Data lines
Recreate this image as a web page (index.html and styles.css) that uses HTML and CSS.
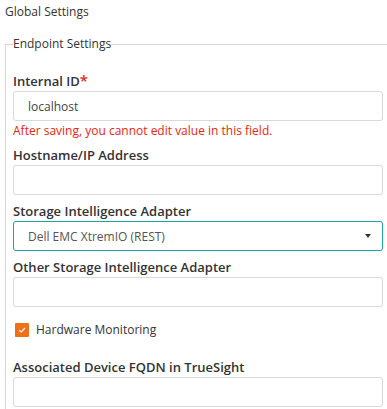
FILE: index.html
```html
<!DOCTYPE html>
<html lang="en">
<head>
    <meta charset="UTF-8">
    <meta name="viewport" content="width=device-width, initial-scale=1.0">
    <title>Global Settings</title>
    <link rel="stylesheet" href="styles.css">
</head>
<body>
    <div class="page-title">Global Settings</div>

    <fieldset class="settings">
        <legend>Endpoint Settings</legend>

        <div class="field">
            <label class="label" for="internalId">Internal ID<span class="req">*</span></label>
            <input type="text" id="internalId" class="text-input" value="localhost">
            <div class="error">After saving, you cannot edit value in this field.</div>
        </div>

        <div class="field">
            <label class="label" for="hostname">Hostname/IP Address</label>
            <input type="text" id="hostname" class="text-input">
        </div>

        <div class="field">
            <label class="label" for="adapter">Storage Intelligence Adapter</label>
            <div class="select-wrap">
                <select id="adapter" class="select-input">
                    <option>Dell EMC XtremIO (REST)</option>
                </select>
            </div>
        </div>

        <div class="field">
            <label class="label" for="otherAdapter">Other Storage Intelligence Adapter</label>
            <input type="text" id="otherAdapter" class="text-input">
        </div>

        <div class="check-row">
            <span class="check-box">
                <svg width="8" height="6" viewBox="0 0 8 6"><path d="M1 3.2 L3.1 5 L7 1" fill="none" stroke="#fff" stroke-width="1.1"/></svg>
            </span>
            <span class="check-label">Hardware Monitoring</span>
        </div>

        <div class="field">
            <label class="label" for="fqdn">Associated Device FQDN in TrueSight</label>
            <input type="text" id="fqdn" class="text-input">
        </div>
    </fieldset>
</body>
</html>
```

FILE: styles.css
```css
body {
    margin: 0;
    font-family: "Open Sans", Arial, sans-serif;
    font-size: 12px;
    line-height: 18px;
    color: #333;
    background: #fff;
    overflow: hidden;
}
.page-title {
    padding: 3px 0 0 5px;
}
.settings {
    margin: 14px 0 0 5px;
    width: 370px;
    padding: 18px 7px 20px 7px;
    border: 1px solid #d6d6d6;
}
.settings legend {
    padding: 0;
    font-size: 12px;
    line-height: 18px;
    color: #333;
}
.field {
    margin-bottom: 7px;
}
.label {
    display: block;
    font-size: 13px;
    font-weight: 600;
    color: #333;
    margin-bottom: 1px;
}
.req {
    color: #e8271e;
    font-size: 15px;
}
.text-input,
.select-input {
    display: block;
    box-sizing: border-box;
    width: 100%;
    height: 30px;
    margin: 0;
    padding: 0 14px;
    border: 1px solid #d9d9d9;
    border-radius: 3px;
    font-family: "Open Sans", Arial, sans-serif;
    font-size: 12px;
    color: #444;
    background: #fff;
    outline: none;
}
.error {
    margin-top: 1px;
    color: #e5260f;
    margin-bottom: -1px;
}
.select-wrap {
    position: relative;
}
.select-input {
    appearance: none;
    -webkit-appearance: none;
    border-color: #1ba39c;
    color: #555;
}
.select-wrap::after {
    content: "";
    position: absolute;
    right: 12px;
    top: 13px;
    border-left: 3px solid transparent;
    border-right: 3px solid transparent;
    border-top: 4px solid #333;
}
.check-row {
    display: flex;
    align-items: center;
    gap: 7px;
    margin: 14px 0 19px 2px;
}
.check-box {
    width: 14px;
    height: 14px;
    background: #f0701a;
    border-radius: 1px;
    display: flex;
    align-items: center;
    justify-content: center;
}
.check-label {
    color: #333;
}
```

Directions for this task
Every line above should be repeated exactly; pictures stay out of the copy.

Response below
Recreate this image as a web page (index.html and styles.css) that uses HTML and CSS.
FILE: index.html
```html
<!DOCTYPE html>
<html lang="en">
<head>
    <meta charset="UTF-8">
    <meta name="viewport" content="width=device-width, initial-scale=1.0">
    <title>Global Settings</title>
    <link rel="stylesheet" href="styles.css">
</head>
<body>
    <div class="page-title">Global Settings</div>

    <fieldset class="settings">
        <legend>Endpoint Settings</legend>

        <div class="field">
            <label class="label" for="internalId">Internal ID<span class="req">*</span></label>
            <input type="text" id="internalId" class="text-input" value="localhost">
            <div class="error">After saving, you cannot edit value in this field.</div>
        </div>

        <div class="field">
            <label class="label" for="hostname">Hostname/IP Address</label>
            <input type="text" id="hostname" class="text-input">
        </div>

        <div class="field">
            <label class="label" for="adapter">Storage Intelligence Adapter</label>
            <div class="select-wrap">
                <select id="adapter" class="select-input">
                    <option>Dell EMC XtremIO (REST)</option>
                </select>
            </div>
        </div>

        <div class="field">
            <label class="label" for="otherAdapter">Other Storage Intelligence Adapter</label>
            <input type="text" id="otherAdapter" class="text-input">
        </div>

        <div class="check-row">
            <span class="check-box">
                <svg width="8" height="6" viewBox="0 0 8 6"><path d="M1 3.2 L3.1 5 L7 1" fill="none" stroke="#fff" stroke-width="1.1"/></svg>
            </span>
            <span class="check-label">Hardware Monitoring</span>
        </div>

        <div class="field">
            <label class="label" for="fqdn">Associated Device FQDN in TrueSight</label>
            <input type="text" id="fqdn" class="text-input">
        </div>
    </fieldset>
</body>
</html>
```

FILE: styles.css
```css
body {
    margin: 0;
    font-family: "Open Sans", Arial, sans-serif;
    font-size: 12px;
    line-height: 18px;
    color: #333;
    background: #fff;
    overflow: hidden;
}
.page-title {
    padding: 3px 0 0 5px;
}
.settings {
    margin: 14px 0 0 5px;
    width: 370px;
    padding: 18px 7px 20px 7px;
    border: 1px solid #d6d6d6;
}
.settings legend {
    padding: 0;
    font-size: 12px;
    line-height: 18px;
    color: #333;
}
.field {
    margin-bottom: 7px;
}
.label {
    display: block;
    font-size: 13px;
    font-weight: 600;
    color: #333;
    margin-bottom: 1px;
}
.req {
    color: #e8271e;
    font-size: 15px;
}
.text-input,
.select-input {
    display: block;
    box-sizing: border-box;
    width: 100%;
    height: 30px;
    margin: 0;
    padding: 0 14px;
    border: 1px solid #d9d9d9;
    border-radius: 3px;
    font-family: "Open Sans", Arial, sans-serif;
    font-size: 12px;
    color: #444;
    background: #fff;
    outline: none;
}
.error {
    margin-top: 1px;
    color: #e5260f;
    margin-bottom: -1px;
}
.select-wrap {
    position: relative;
}
.select-input {
    appearance: none;
    -webkit-appearance: none;
    border-color: #1ba39c;
    color: #555;
}
.select-wrap::after {
    content: "";
    position: absolute;
    right: 12px;
    top: 13px;
    border-left: 3px solid transparent;
    border-right: 3px solid transparent;
    border-top: 4px solid #333;
}
.check-row {
    display: flex;
    align-items: center;
    gap: 7px;
    margin: 14px 0 19px 2px;
}
.check-box {
    width: 14px;
    height: 14px;
    background: #f0701a;
    border-radius: 1px;
    display: flex;
    align-items: center;
    justify-content: center;
}
.check-label {
    color: #333;
}
```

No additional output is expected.